O mecanismo dessa securitização consiste em repassar, mediante cessão onerosa, a sociedade de propósito específico, ou à Companhia Paulista de Parcerias – CPP, ou, ainda, a fundo de investimento em direitos creditórios, o fluxo financeiro assegurado pelos parcelamentos acima aludidos, para posterior captação de recursos em dinheiro de investidores interessados na aquisição de valores mobiliários emitidos com suporte nesse mesmo fluxo que, se é de natureza certa, é de entrada imprevisível, representando, portanto, lastro com a consistência da fumaça.

Ademais, a base que servirá à securitização vem do programa de parcelamento incentivado (PPI), pacote de favores fiscais pelo qual o governo abriu mão de boa parte dos encargos financeiros sobre as dívidas tributárias e ainda dividiu-a em 120 prestações. Esse generoso desconto de dívida que já deveria estar paga e quitada há muito tempo é um desrespeito ao contribuinte pontual que muito suou para honrar seu compromisso para com o fisco.

Uma vez aprovado o projeto, nada impede que a técnica seja reutilizada, e com certeza o será. Ou seja, o governo descobriu um modo de por em movimento a ciranda que fará jorrar dinheiro vivo em suas burras à custa de receita diferida e incerta, comprometendo o orçamento dos anos vindouros em detrimento das futuras administrações.

Então, a pergunta que fica é: valerá a pena ser pontual no cumprimento das obrigações tributárias para com o estado de São Paulo? Nada disso. O governo estará incentivando a interrupção dos recolhimentos espontâneos, essa é que é a mais pura verdade.

A sociedade deve inquietar-se com o fato de que, montada essa guitarra, estará definitivamente pavimentado o caminho para novas reedições do programa de parcelamento incentivado.

Com operações dessa natureza, o governo se exime de investir no aprimoramento da cobrança judicial para torná-la o verdadeiro temor daqueles que invadem a seara da dívida ativa.
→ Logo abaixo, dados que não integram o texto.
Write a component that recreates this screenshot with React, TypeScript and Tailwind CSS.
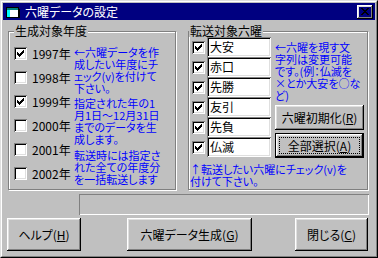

Adeus ao melhor aparelhamento dos órgãos de cobrança da Procuradoria-Geral do Estado.

Inspirado por simples necessidade de caixa, sempre a pior conselheira, o governo impôs ao projeto a tramitação em regime de urgência e atropelou a chance de realização de debates mais aprofundados sobre a polêmica propositura, de modo a que prevaleça sua decisão unilateral.

Pois é, mais uma vez prevalece aquele velho adágio: façam o que eu digo, mas não façam o que eu faço, pois não foi justamente em nome do amplo debate que nosso governador defendeu a derrubada da urgência na tramitação dos projetos do pré-sal?